For instance Goleman makes a great deal out of impulse control and learning how to manage emotional highjackings. He likes to quote a study in which children who showed impulse control and succeed in staying away from marshmallows did much better in their SAT’s years later. To be sure control over the emotions is a form of emotional literacy but in my opinion that type of control should be the outcome of knowing our emotions and their causes and being able to talk about them to others in an empathetic social contract rather than simply sitting on them until they pass. Just learning to control our impulses until they go away is not nearly as effective as regulating them through understanding as they occur. It is like controlling a powerful motorcycle with the brakes rather than with the throttle and is likely to lead to the emotional hijackings which Goleman speaks of.
My approach to emotional literacy is based on the notion that the first step is to create social situations in which honest emotional discourse is welcomed and encouraged and then begin to free the guiding, master emotion which is love by Opening the Heart that is teaching people how to articulate their feeling of affection by giving asking for and accepting strokes.
Q: How do you understand naturally empathic people? Do you think of yourself as an empath? I am also interested in learning more about how to motivate people to learn empathic skills. I believe empathy is an essential factor in transforming the human race into a synergistic (peaceful) living organism.
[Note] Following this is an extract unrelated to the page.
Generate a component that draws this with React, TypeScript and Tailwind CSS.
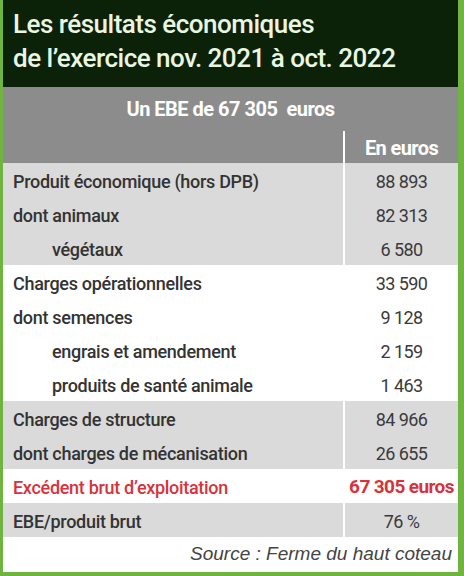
import React from 'react';

type Row = {
  label: string;
  value: string;
  indent?: boolean;
  red?: boolean;
};

const groups: { gray: boolean; rows: Row[] }[] = [
  {
    gray: true,
    rows: [
      { label: 'Produit économique (hors DPB)', value: '88 893' },
      { label: 'dont animaux', value: '82 313' },
      { label: 'végétaux', value: '6 580', indent: true },
    ],
  },
  {
    gray: false,
    rows: [
      { label: 'Charges opérationnelles', value: '33 590' },
      { label: 'dont semences', value: '9 128' },
      { label: 'engrais et amendement', value: '2 159', indent: true },
      { label: 'produits de santé animale', value: '1 463', indent: true },
    ],
  },
  {
    gray: true,
    rows: [
      { label: 'Charges de structure', value: '84 966' },
      { label: 'dont charges de mécanisation', value: '26 655' },
    ],
  },
  {
    gray: false,
    rows: [{ label: 'Excédent brut d’exploitation', value: '67 305 euros', red: true }],
  },
  {
    gray: true,
    rows: [{ label: 'EBE/produit brut', value: '76 %' }],
  },
];

const App = () => {
  return (
    <div className="w-[464px] h-[576px] bg-[#6fb43f] pl-[3px] pr-[6px] pb-[4px] font-['Roboto',sans-serif]">
      <div className="flex flex-col h-full bg-white">
        {/* Title block */}
        <div className="h-[87px] bg-[#0b2208] px-[10px] pt-[7px]">
          <h1 className="text-[26px] leading-[34px] font-medium tracking-[-0.5px] text-[#eaf6e2]">
            Les résultats économiques
            <br />
            de l’exercice nov. 2021 à oct. 2022
          </h1>
        </div>

        {/* Gray heading band */}
        <div className="bg-[#8c8c8c] h-[76px] flex flex-col">
          <div className="h-[45px] flex items-center justify-center text-white font-bold text-[20px] tracking-[-0.5px]">
            Un EBE de 67 305&nbsp; euros
          </div>
          <div className="flex flex-1">
            <div className="flex-1 border-r-2 border-white" />
            <div className="w-[113px] flex items-center justify-center pt-[2px] text-white font-bold text-[20px] tracking-[-0.6px]">
              En euros
            </div>
          </div>
        </div>

        {groups.map((g, gi) => (
          <div key={gi} className={g.gray ? 'bg-[#dadada]' : 'bg-white'}>
            {g.rows.map((r, ri) => (
              <div key={ri} className="flex h-[34px]">
                <div
                  className={`flex-1 flex items-center pt-[3px] text-[18px] font-medium tracking-[-0.3px] ${
                    r.indent ? 'pl-[49px]' : 'pl-[10px]'
                  } ${g.gray ? 'border-r-2 border-white' : ''} ${
                    r.red ? 'text-[#d8333c]' : 'text-[#333333]'
                  }`}
                >
                  {r.label}
                </div>
                <div
                  className={`w-[113px] flex items-center justify-center pt-[3px] tracking-[-0.6px] ${
                    r.red ? 'text-[#d8333c] font-bold text-[19px]' : 'text-[#3a3a3a] text-[18px]'
                  } ${g.gray ? '' : 'ml-[2px]'}`}
                >
                  {r.value}
                </div>
              </div>
            ))}
          </div>
        ))}

        {/* Source */}
        <div className="flex-1 flex items-center justify-end pr-[6px] text-[19px] italic text-[#444444] font-['Liberation_Sans',sans-serif]">
          Source : Ferme du haut coteau
        </div>
      </div>
    </div>
  );
};

export default App;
Empathy is turning out to be the most interesting aspect of the emotional literacy issue. I agree that an empathic population is the only basis for a workable social contract. The problem is that as people become more and more attached to machines –the inevitable result of the relentless advance of technology (See Jacques Ellul: The Technological Society,)– we risk losing touch with the emotional side of our nature and we unlearn, or fail to learn, the skills of intuition and empathy. George Soros’s “open society” his alternative to “laisse faire” capitalism (See Atlantic Monthly, February 1997) which he believes is the enemy of mankind (comparable to nazism and communism before it) requires that people give up greed. To me that sounds like they will have to learn empathy first, since greed requires that we be so self absorbed that we will pursue our self interest regardless of any harm we may cause to other living things. Only a powerful sense of empathy and can overcome greed.
For myself, alas, I am not an empath, my daughter is, and so have been a number of close acquaintances. I have had to learn every step of the way. This may be because of my early upbringing or because of genetic reasons. In any case, I have had to learn, and still have substantial lacunae regarding certain emotions like fear or shame. Because I have had to learn the hard way, I know how to learn and how to teach the skill.
How to motivate people toward empathy is a crucial question. In my program the first stage of the exercises, “Opening the Heart” will get the ball rolling. I believe we become empathic as we consciously experience and speak about our feelings and the most approachable and positive emotion is love. Hence we begin (and end) the training with the giving, asking for and accepting strokes.
The American Psychologist Association Monitor (November 1997) had an issue on empathy highlighting research by Carolyn Zahn-Waxler, Nancy Eisenberg, Janet Strayer and Richard Fabes each of who is investigating empathy separately. Their research supports a number of my conclusions; that empathy is an inherited trait and that it is best cultivated in the family but can be learned later.